Posted by Leonard Steinberg on February 28th, 2012
The rich are under seige! Across the globe, countries are turning to the rich to resolve their budget crises. Now, the Socialist favourite in France’s presidential election, Francois Hollande, has said top earners should pay 75% of their income in tax: “above 1m euros [£847,000; $1.3m], the tax rate should be 75% because it’s not possible to have that level of income,” he said. If elected, he would undo tax breaks enacted by Nicolas Sarkozy.
The gap between the Socialist candidate and Mr Sarkozy has narrowed. The two are tipped to reach the run-off on 6 May, after eliminating other rivals on 22 April.

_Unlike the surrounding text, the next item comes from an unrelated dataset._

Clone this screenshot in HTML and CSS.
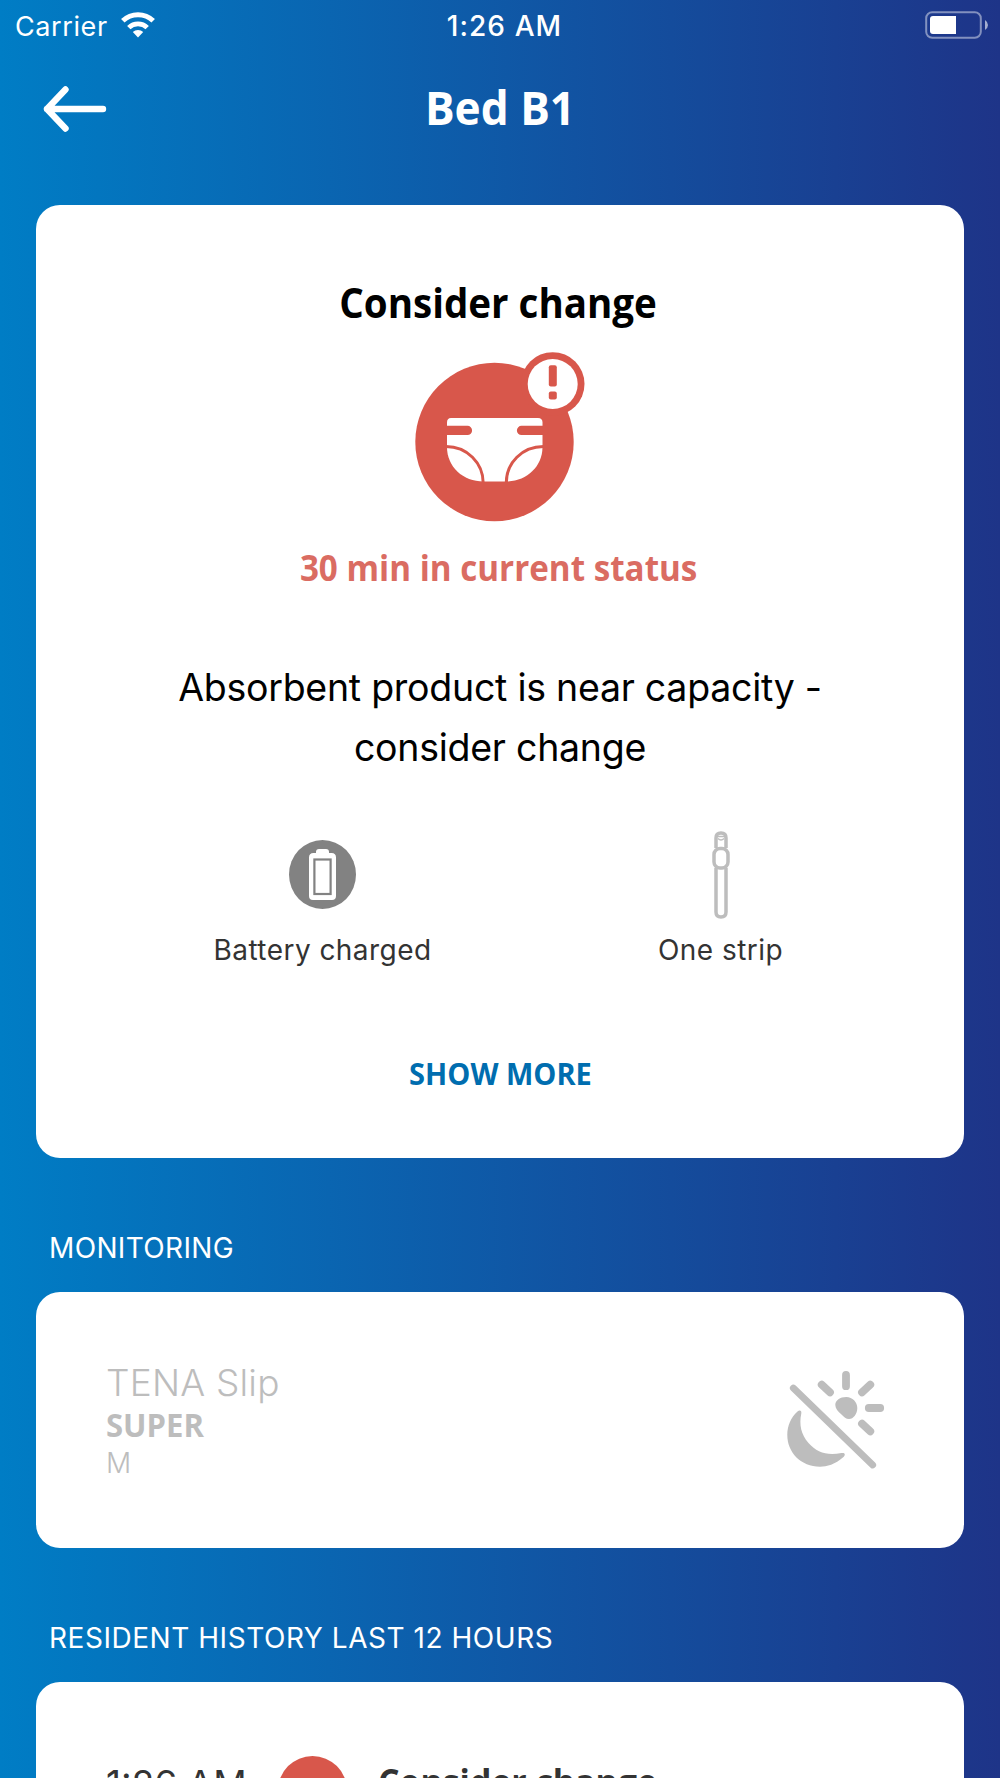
FILE: index.html
```html
<!DOCTYPE html>
<html lang="en">
<head>
    <meta charset="UTF-8">
    <meta name="viewport" content="width=device-width, initial-scale=1.0">
    <title>Bed B1</title>
    <link rel="stylesheet" href="styles.css">
</head>
<body>
    <!-- Status bar -->
    <div class="status-bar">
        <div class="carrier">
            <span class="carrier-name">Carrier</span>
            <svg class="wifi" width="34" height="26" viewBox="0 0 34 26">
                <path d="M17 25.5 L11.8 20 A7.6 7.6 0 0 1 22.2 20 Z" fill="#fff"/>
                <path d="M7.8 15.6 A13.2 13.2 0 0 1 26.2 15.6" fill="none" stroke="#fff" stroke-width="4.8"/>
                <path d="M1.8 8.8 A21.8 21.8 0 0 1 32.2 8.8" fill="none" stroke="#fff" stroke-width="5"/>
            </svg>
        </div>
        <span class="clock">1:26 AM</span>
        <svg class="battery" width="64" height="28" viewBox="0 0 64 28">
            <rect x="1.2" y="1.2" width="54.6" height="25.6" rx="6" fill="none" stroke="#fff" stroke-opacity="0.45" stroke-width="2"/>
            <path d="M8 5 H31 V23 H8 Q5 23 5 20 V8 Q5 5 8 5 Z" fill="#fff"/>
            <path d="M60 9 Q63 11 63 14 Q63 17 60 19 Z" fill="#fff" fill-opacity="0.6"/>
        </svg>
    </div>

    <!-- Header -->
    <header class="header">
        <svg class="back" width="64" height="46" viewBox="0 0 64 46">
            <path d="M22.5 3.5 L4 23 L22.5 42.5 M4 23 H60" fill="none" stroke="#fff" stroke-width="6.4" stroke-linecap="round" stroke-linejoin="round"/>
        </svg>
        <h1>Bed B1</h1>
    </header>

    <!-- Current status -->
    <section class="card status-card">
        <h2>Consider change</h2>
        <svg class="status-icon" width="170" height="170" viewBox="0 0 170 170">
            <circle cx="79.5" cy="90" r="79.2" fill="#d8574b"/>
            <circle cx="137.7" cy="32" r="31.8" fill="#d8574b"/>
            <circle cx="137.7" cy="32" r="25" fill="#fff"/>
            <rect x="133.8" y="13.2" width="8" height="21.4" rx="2" fill="#d8574b"/>
            <rect x="133.8" y="39.6" width="8" height="8" rx="2" fill="#d8574b"/>
            <path d="M36 66 H123 Q127.5 66 127.5 70.5 V95 C127.5 115 111 129.5 91 129.5 H68.5 C48 129.5 32 115 32 95 V70.5 Q32 66 36 66 Z" fill="#fff"/>
            <path d="M30 78.4 H52.5 M129 78.4 H106.5" stroke="#d8574b" stroke-width="9.2" stroke-linecap="round"/>
            <path d="M31 94.5 C52 94.5 68.2 111 68.2 131 M128.5 94.5 C107 94.5 91.3 111 91.3 131" fill="none" stroke="#d8574b" stroke-width="3"/>
        </svg>
        <p class="duration">30 min in current status</p>
        <p class="message">Absorbent product is near capacity -<br>consider change</p>
        <div class="indicators">
            <div class="indicator">
                <svg width="67" height="88" viewBox="0 0 67 88">
                    <ellipse cx="33.5" cy="43.5" rx="33.5" ry="34.5" fill="#828282"/>
                    <path d="M27 22 V21 Q27 18 30 18 H37 Q40 18 40 21 V22 H42.5 Q47 22 47 26.5 V65 Q47 69 43 69 H24 Q20 69 20 65 V26.5 Q20 22 24.5 22 Z" fill="#fff"/>
                    <rect x="25.4" y="28.5" width="16.2" height="34.5" fill="#fff" stroke="#828282" stroke-width="2.2"/>
                </svg>
                <span class="battery-label">Battery charged</span>
            </div>
            <div class="indicator">
                <svg width="18" height="88" viewBox="0 0 18 88" fill="none" stroke="#bdbdbd" stroke-width="3.5">
                    <path d="M4 17 V7 Q4 2 9 2 Q14 2 14 7 V17"/>
                    <path d="M5 5.5 H13 M6 7.5 Q9 10.5 12 7.5" stroke-width="1.6"/>
                    <rect x="2" y="17.5" width="14" height="19.5" rx="6"/>
                    <path d="M4 37 V81 Q4 86 9 86 Q14 86 14 81 V37"/>
                </svg>
                <span class="strip-label">One strip</span>
            </div>
        </div>
        <a class="show-more">SHOW MORE</a>
    </section>

    <!-- Monitoring -->
    <h3 class="section-title monitoring-title">MONITORING</h3>
    <section class="card product-card">
        <div class="product">
            <p class="product-name">TENA Slip</p>
            <p class="product-type">SUPER</p>
            <p class="product-size">M</p>
        </div>
        <svg class="day-night" width="98" height="98" viewBox="0 0 98 98">
            <g fill="none" stroke="#bdbdbd" stroke-linecap="round">
                <path d="M6.3 17 L85.7 94" stroke-width="6.8"/>
                <path d="M59 3.9 V15.2 M34.7 13.7 L43 21.3 M83.3 13.7 L75 21.3 M81.8 37 H93.2 M75 52.7 L83.3 60.3" stroke-width="7.8"/>
            </g>
            <path d="M48.3 34 C48.3 29.5 53 26 59.3 26 C65.5 26 70.3 31 70.3 37 C70.3 43 66.5 48 62 48 C59 48 57 46 54.5 43.5 C51 40.5 48.3 37.5 48.3 34 Z" fill="#bdbdbd"/>
            <path d="M10.5 40.5 C13 38.5 14.8 40 14.3 42.5 C12 53.5 14 63.5 21.5 72 C30 81.5 40 85 54.5 82 C58 81.5 58.8 83.5 56.5 86 C48 93.5 40 95.7 33 95.7 C14 95.7 .3 81.5 .3 64 C.3 54.5 4 46.5 10.5 40.5 Z" fill="#bdbdbd"/>
        </svg>
    </section>

    <!-- History -->
    <h3 class="section-title history-title">RESIDENT HISTORY LAST 12 HOURS</h3>
    <section class="card history-card">
        <div class="history-row">
            <span class="history-time">1:26 AM</span>
            <span class="history-dot"></span>
            <span class="history-status">Consider change</span>
        </div>
    </section>
</body>
</html>
```
FILE: styles.css
```css
* {
    box-sizing: border-box;
    margin: 0;
    padding: 0;
}

body {
    height: 1778px;
    overflow: hidden;
    font-family: Inter, "Liberation Sans", sans-serif;
    background: linear-gradient(to right, #007dc5, #1e3488);
    display: flex;
    flex-direction: column;
}

svg {
    display: block;
    flex: none;
}

/* Slightly condensed headings */
h1, h2, .duration, .show-more, .product-type, .history-status {
    font-family: "Open Sans", "Noto Sans", sans-serif;
    font-weight: 700;
    white-space: nowrap;
    transform: scaleX(0.94);
}

/* Status bar */
.status-bar {
    height: 52px;
    padding: 0 11px 0 15px;
    display: grid;
    grid-template-columns: 1fr auto 1fr;
    align-items: center;
    flex: none;
    color: #fff;
    font-size: 27px;
}

.carrier {
    display: flex;
    align-items: center;
    gap: 13px;
    letter-spacing: 0.6px;
}

.wifi {
    margin-top: -3px;
}

.clock {
    padding-left: 5px;
    font-size: 28px;
    font-weight: 500;
    letter-spacing: 1.1px;
}

.battery {
    justify-self: end;
    margin-top: -3px;
}

/* Header */
.header {
    height: 153px;
    padding: 0 43px;
    display: grid;
    grid-template-columns: 64px 1fr 64px;
    align-items: start;
    flex: none;
    color: #fff;
}

.back {
    margin-top: 34px;
}

h1 {
    font-size: 47px;
    line-height: 60px;
    margin-top: 25px;
    text-align: center;
}

/* Cards */
.card {
    width: 928px;
    margin: 0 36px;
    border-radius: 24px;
    background: #fff;
    flex: none;
}

.status-card {
    height: 953px;
    padding-top: 67px;
    display: flex;
    flex-direction: column;
    align-items: center;
}

h2 {
    padding-right: 4px;
    font-size: 41px;
    line-height: 60px;
    color: #000;
}

.status-icon {
    margin-top: 20px;
}

.duration {
    margin-top: 21px;
    padding-right: 2px;
    font-size: 36px;
    line-height: 50px;
    color: #da6c62;
    transform: scaleX(0.922);
}

.message {
    margin-top: 65px;
    font-size: 37.5px;
    line-height: 60px;
    letter-spacing: -0.26px;
    text-align: center;
    color: #000;
}

.indicators {
    width: 796px;
    margin: 53px 0 0 43px;
    display: grid;
    grid-template-columns: 1fr 1fr;
}

.indicator {
    display: flex;
    flex-direction: column;
    align-items: center;
    font-size: 28px;
    line-height: 40px;
    letter-spacing: 0.45px;
    gap: 11px;
    color: #333;
}

.show-more {
    margin-top: 84px;
    font-size: 30px;
    line-height: 40px;
    color: #006daf;
    transform: scaleX(0.967);
}

/* Section titles */
.section-title {
    padding-left: 49px;
    font-size: 28px;
    font-weight: 400;
    line-height: 40px;
    color: #fff;
    flex: none;
}

.monitoring-title {
    margin: 70px 0 24px;
    letter-spacing: 0.35px;
}

.history-title {
    margin: 70px 0 24px;
    letter-spacing: 0.54px;
}

/* Product */
.product-card {
    height: 256px;
    padding: 71px 79px 0 70px;
    display: flex;
    justify-content: space-between;
    color: #bdbdbd;
}

.product-name {
    font-size: 37px;
    font-weight: 300;
    line-height: 40px;
    letter-spacing: 0.2px;
}

.product-type {
    font-size: 33px;
    line-height: 43px;
    transform-origin: left;
}

.product-size {
    font-size: 28px;
    font-weight: 300;
    line-height: 35px;
}

.day-night {
    margin-top: 8px;
}

/* History */
.history-card {
    flex: 1;
    min-height: 0;
    overflow: hidden;
    border-radius: 24px 24px 0 0;
    padding: 74px 70px 0;
}

.history-row {
    display: flex;
    align-items: flex-start;
    line-height: 56px;
    color: #333;
}

.history-time {
    width: 172px;
    font-size: 37px;
}

.history-dot {
    width: 69px;
    height: 69px;
    border-radius: 50%;
    background: #d8574b;
}

.history-status {
    margin: -2px 0 0 31px;
    font-size: 36px;
    transform-origin: left;
}
```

Taxation for the rich has become a hot campaign issue across the globe, with tax advisers in neighbouring Switzerland saying that higher taxes for the wealthy in France could spark an exodus. Will these French buyers come to the USA, specifically New York?
Which country will address the tax issue of the wealthy in a smart, calculated, calm manner? It appears the USA may not be that smart on this issue when politicians only talk about raising or lowering rates without addressing the huge disparity within the wealthy when it comes to loopholes and tax breaks. A significantly lowered tax rate without loopholes would lower taxes for the majority of the wealthy’s taxes but stop many of the billionaires and their companies from paying significantly lower taxes. Maybe a campaign that identified it is very UN-AMERICAN to screw the system out of paying your fair share of taxes would be the answer, as long as the tax rates were not designed to discourage wealth and worse, encourage exodus, certainly the predicted outcome of 75% taxes in France.
Many of France’s richest celebrities already live abroad.